» **Written task**
Restate every line of the material, word for word.

***** Data provided *****

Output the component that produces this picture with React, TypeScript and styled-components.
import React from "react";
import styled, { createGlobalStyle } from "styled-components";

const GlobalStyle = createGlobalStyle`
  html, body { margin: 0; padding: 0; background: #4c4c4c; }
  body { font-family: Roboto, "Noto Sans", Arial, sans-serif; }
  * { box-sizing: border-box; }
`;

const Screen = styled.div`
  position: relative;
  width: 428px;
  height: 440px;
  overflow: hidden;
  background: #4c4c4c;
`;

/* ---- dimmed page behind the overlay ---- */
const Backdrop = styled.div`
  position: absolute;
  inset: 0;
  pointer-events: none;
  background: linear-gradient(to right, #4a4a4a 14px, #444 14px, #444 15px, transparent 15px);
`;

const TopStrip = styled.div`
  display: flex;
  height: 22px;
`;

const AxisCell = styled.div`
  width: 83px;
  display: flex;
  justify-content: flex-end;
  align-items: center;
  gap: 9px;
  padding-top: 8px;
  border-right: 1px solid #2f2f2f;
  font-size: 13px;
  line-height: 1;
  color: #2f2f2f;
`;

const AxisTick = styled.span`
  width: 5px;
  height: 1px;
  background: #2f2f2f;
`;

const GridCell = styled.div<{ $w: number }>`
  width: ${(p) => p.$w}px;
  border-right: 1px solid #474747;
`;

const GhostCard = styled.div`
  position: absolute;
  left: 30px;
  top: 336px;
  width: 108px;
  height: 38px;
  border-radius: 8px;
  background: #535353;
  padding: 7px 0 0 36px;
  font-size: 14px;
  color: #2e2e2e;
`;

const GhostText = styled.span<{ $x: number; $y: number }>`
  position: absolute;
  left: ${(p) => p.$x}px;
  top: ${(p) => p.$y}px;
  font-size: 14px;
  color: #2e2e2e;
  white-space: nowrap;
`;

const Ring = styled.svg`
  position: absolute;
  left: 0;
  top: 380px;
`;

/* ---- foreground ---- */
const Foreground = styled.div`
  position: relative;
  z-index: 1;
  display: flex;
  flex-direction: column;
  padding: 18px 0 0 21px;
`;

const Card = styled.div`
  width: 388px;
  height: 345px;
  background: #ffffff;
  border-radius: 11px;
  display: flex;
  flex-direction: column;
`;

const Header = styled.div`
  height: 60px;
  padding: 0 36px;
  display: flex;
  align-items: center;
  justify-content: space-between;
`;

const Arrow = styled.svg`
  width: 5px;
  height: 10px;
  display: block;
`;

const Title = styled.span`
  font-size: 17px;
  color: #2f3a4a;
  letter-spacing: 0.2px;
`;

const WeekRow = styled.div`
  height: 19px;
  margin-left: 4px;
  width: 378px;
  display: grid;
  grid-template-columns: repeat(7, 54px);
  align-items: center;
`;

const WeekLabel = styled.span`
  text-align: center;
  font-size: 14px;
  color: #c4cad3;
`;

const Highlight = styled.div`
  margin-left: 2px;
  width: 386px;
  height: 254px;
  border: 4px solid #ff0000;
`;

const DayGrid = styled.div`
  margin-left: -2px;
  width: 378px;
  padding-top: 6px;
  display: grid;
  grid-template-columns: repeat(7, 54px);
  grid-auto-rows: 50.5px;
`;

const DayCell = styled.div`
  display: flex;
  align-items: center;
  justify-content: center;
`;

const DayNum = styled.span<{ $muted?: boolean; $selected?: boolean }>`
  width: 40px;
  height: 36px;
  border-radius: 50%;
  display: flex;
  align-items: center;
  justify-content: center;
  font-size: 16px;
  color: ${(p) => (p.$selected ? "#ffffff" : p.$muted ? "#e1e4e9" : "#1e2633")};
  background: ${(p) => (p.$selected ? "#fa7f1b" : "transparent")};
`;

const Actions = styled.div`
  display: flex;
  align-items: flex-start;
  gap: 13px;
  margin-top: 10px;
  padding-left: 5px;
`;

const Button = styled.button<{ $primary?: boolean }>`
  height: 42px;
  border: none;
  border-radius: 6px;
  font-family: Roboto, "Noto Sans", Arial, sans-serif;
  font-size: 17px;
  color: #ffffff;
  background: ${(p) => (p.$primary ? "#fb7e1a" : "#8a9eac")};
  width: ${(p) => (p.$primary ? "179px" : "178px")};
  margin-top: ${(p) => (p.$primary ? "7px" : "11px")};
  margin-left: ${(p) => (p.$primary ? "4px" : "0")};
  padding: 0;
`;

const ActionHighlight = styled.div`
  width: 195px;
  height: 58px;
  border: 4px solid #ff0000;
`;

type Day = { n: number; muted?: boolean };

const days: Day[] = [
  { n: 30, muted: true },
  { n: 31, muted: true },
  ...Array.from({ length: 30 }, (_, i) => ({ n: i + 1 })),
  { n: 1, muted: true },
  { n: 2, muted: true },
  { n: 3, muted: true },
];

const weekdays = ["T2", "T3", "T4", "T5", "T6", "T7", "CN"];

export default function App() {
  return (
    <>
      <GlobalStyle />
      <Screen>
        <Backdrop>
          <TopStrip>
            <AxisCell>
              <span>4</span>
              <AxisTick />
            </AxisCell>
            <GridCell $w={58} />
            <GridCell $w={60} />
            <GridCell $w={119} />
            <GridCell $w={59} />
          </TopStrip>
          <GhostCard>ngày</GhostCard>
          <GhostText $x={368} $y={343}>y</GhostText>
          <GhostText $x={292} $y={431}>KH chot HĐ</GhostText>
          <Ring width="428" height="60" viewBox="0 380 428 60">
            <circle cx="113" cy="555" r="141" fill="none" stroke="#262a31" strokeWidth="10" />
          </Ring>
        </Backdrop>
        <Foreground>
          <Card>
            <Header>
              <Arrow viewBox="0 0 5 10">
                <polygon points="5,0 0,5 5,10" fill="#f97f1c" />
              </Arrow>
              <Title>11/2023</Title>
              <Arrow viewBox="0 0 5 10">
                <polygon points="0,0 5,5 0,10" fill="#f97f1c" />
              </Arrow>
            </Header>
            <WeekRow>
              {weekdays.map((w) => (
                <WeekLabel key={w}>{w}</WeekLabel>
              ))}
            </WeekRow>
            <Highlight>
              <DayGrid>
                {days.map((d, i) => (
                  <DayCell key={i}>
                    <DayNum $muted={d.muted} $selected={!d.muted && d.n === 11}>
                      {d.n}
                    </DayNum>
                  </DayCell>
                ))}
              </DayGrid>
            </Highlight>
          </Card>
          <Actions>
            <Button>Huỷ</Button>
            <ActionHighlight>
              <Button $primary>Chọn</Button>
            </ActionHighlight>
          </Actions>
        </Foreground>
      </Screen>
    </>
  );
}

*****

» **Expected output**
Output the component that produces this picture with React, TypeScript and styled-components.
import React from "react";
import styled, { createGlobalStyle } from "styled-components";

const GlobalStyle = createGlobalStyle`
  html, body { margin: 0; padding: 0; background: #4c4c4c; }
  body { font-family: Roboto, "Noto Sans", Arial, sans-serif; }
  * { box-sizing: border-box; }
`;

const Screen = styled.div`
  position: relative;
  width: 428px;
  height: 440px;
  overflow: hidden;
  background: #4c4c4c;
`;

/* ---- dimmed page behind the overlay ---- */
const Backdrop = styled.div`
  position: absolute;
  inset: 0;
  pointer-events: none;
  background: linear-gradient(to right, #4a4a4a 14px, #444 14px, #444 15px, transparent 15px);
`;

const TopStrip = styled.div`
  display: flex;
  height: 22px;
`;

const AxisCell = styled.div`
  width: 83px;
  display: flex;
  justify-content: flex-end;
  align-items: center;
  gap: 9px;
  padding-top: 8px;
  border-right: 1px solid #2f2f2f;
  font-size: 13px;
  line-height: 1;
  color: #2f2f2f;
`;

const AxisTick = styled.span`
  width: 5px;
  height: 1px;
  background: #2f2f2f;
`;

const GridCell = styled.div<{ $w: number }>`
  width: ${(p) => p.$w}px;
  border-right: 1px solid #474747;
`;

const GhostCard = styled.div`
  position: absolute;
  left: 30px;
  top: 336px;
  width: 108px;
  height: 38px;
  border-radius: 8px;
  background: #535353;
  padding: 7px 0 0 36px;
  font-size: 14px;
  color: #2e2e2e;
`;

const GhostText = styled.span<{ $x: number; $y: number }>`
  position: absolute;
  left: ${(p) => p.$x}px;
  top: ${(p) => p.$y}px;
  font-size: 14px;
  color: #2e2e2e;
  white-space: nowrap;
`;

const Ring = styled.svg`
  position: absolute;
  left: 0;
  top: 380px;
`;

/* ---- foreground ---- */
const Foreground = styled.div`
  position: relative;
  z-index: 1;
  display: flex;
  flex-direction: column;
  padding: 18px 0 0 21px;
`;

const Card = styled.div`
  width: 388px;
  height: 345px;
  background: #ffffff;
  border-radius: 11px;
  display: flex;
  flex-direction: column;
`;

const Header = styled.div`
  height: 60px;
  padding: 0 36px;
  display: flex;
  align-items: center;
  justify-content: space-between;
`;

const Arrow = styled.svg`
  width: 5px;
  height: 10px;
  display: block;
`;

const Title = styled.span`
  font-size: 17px;
  color: #2f3a4a;
  letter-spacing: 0.2px;
`;

const WeekRow = styled.div`
  height: 19px;
  margin-left: 4px;
  width: 378px;
  display: grid;
  grid-template-columns: repeat(7, 54px);
  align-items: center;
`;

const WeekLabel = styled.span`
  text-align: center;
  font-size: 14px;
  color: #c4cad3;
`;

const Highlight = styled.div`
  margin-left: 2px;
  width: 386px;
  height: 254px;
  border: 4px solid #ff0000;
`;

const DayGrid = styled.div`
  margin-left: -2px;
  width: 378px;
  padding-top: 6px;
  display: grid;
  grid-template-columns: repeat(7, 54px);
  grid-auto-rows: 50.5px;
`;

const DayCell = styled.div`
  display: flex;
  align-items: center;
  justify-content: center;
`;

const DayNum = styled.span<{ $muted?: boolean; $selected?: boolean }>`
  width: 40px;
  height: 36px;
  border-radius: 50%;
  display: flex;
  align-items: center;
  justify-content: center;
  font-size: 16px;
  color: ${(p) => (p.$selected ? "#ffffff" : p.$muted ? "#e1e4e9" : "#1e2633")};
  background: ${(p) => (p.$selected ? "#fa7f1b" : "transparent")};
`;

const Actions = styled.div`
  display: flex;
  align-items: flex-start;
  gap: 13px;
  margin-top: 10px;
  padding-left: 5px;
`;

const Button = styled.button<{ $primary?: boolean }>`
  height: 42px;
  border: none;
  border-radius: 6px;
  font-family: Roboto, "Noto Sans", Arial, sans-serif;
  font-size: 17px;
  color: #ffffff;
  background: ${(p) => (p.$primary ? "#fb7e1a" : "#8a9eac")};
  width: ${(p) => (p.$primary ? "179px" : "178px")};
  margin-top: ${(p) => (p.$primary ? "7px" : "11px")};
  margin-left: ${(p) => (p.$primary ? "4px" : "0")};
  padding: 0;
`;

const ActionHighlight = styled.div`
  width: 195px;
  height: 58px;
  border: 4px solid #ff0000;
`;

type Day = { n: number; muted?: boolean };

const days: Day[] = [
  { n: 30, muted: true },
  { n: 31, muted: true },
  ...Array.from({ length: 30 }, (_, i) => ({ n: i + 1 })),
  { n: 1, muted: true },
  { n: 2, muted: true },
  { n: 3, muted: true },
];

const weekdays = ["T2", "T3", "T4", "T5", "T6", "T7", "CN"];

export default function App() {
  return (
    <>
      <GlobalStyle />
      <Screen>
        <Backdrop>
          <TopStrip>
            <AxisCell>
              <span>4</span>
              <AxisTick />
            </AxisCell>
            <GridCell $w={58} />
            <GridCell $w={60} />
            <GridCell $w={119} />
            <GridCell $w={59} />
          </TopStrip>
          <GhostCard>ngày</GhostCard>
          <GhostText $x={368} $y={343}>y</GhostText>
          <GhostText $x={292} $y={431}>KH chot HĐ</GhostText>
          <Ring width="428" height="60" viewBox="0 380 428 60">
            <circle cx="113" cy="555" r="141" fill="none" stroke="#262a31" strokeWidth="10" />
          </Ring>
        </Backdrop>
        <Foreground>
          <Card>
            <Header>
              <Arrow viewBox="0 0 5 10">
                <polygon points="5,0 0,5 5,10" fill="#f97f1c" />
              </Arrow>
              <Title>11/2023</Title>
              <Arrow viewBox="0 0 5 10">
                <polygon points="0,0 5,5 0,10" fill="#f97f1c" />
              </Arrow>
            </Header>
            <WeekRow>
              {weekdays.map((w) => (
                <WeekLabel key={w}>{w}</WeekLabel>
              ))}
            </WeekRow>
            <Highlight>
              <DayGrid>
                {days.map((d, i) => (
                  <DayCell key={i}>
                    <DayNum $muted={d.muted} $selected={!d.muted && d.n === 11}>
                      {d.n}
                    </DayNum>
                  </DayCell>
                ))}
              </DayGrid>
            </Highlight>
          </Card>
          <Actions>
            <Button>Huỷ</Button>
            <ActionHighlight>
              <Button $primary>Chọn</Button>
            </ActionHighlight>
          </Actions>
        </Foreground>
      </Screen>
    </>
  );
}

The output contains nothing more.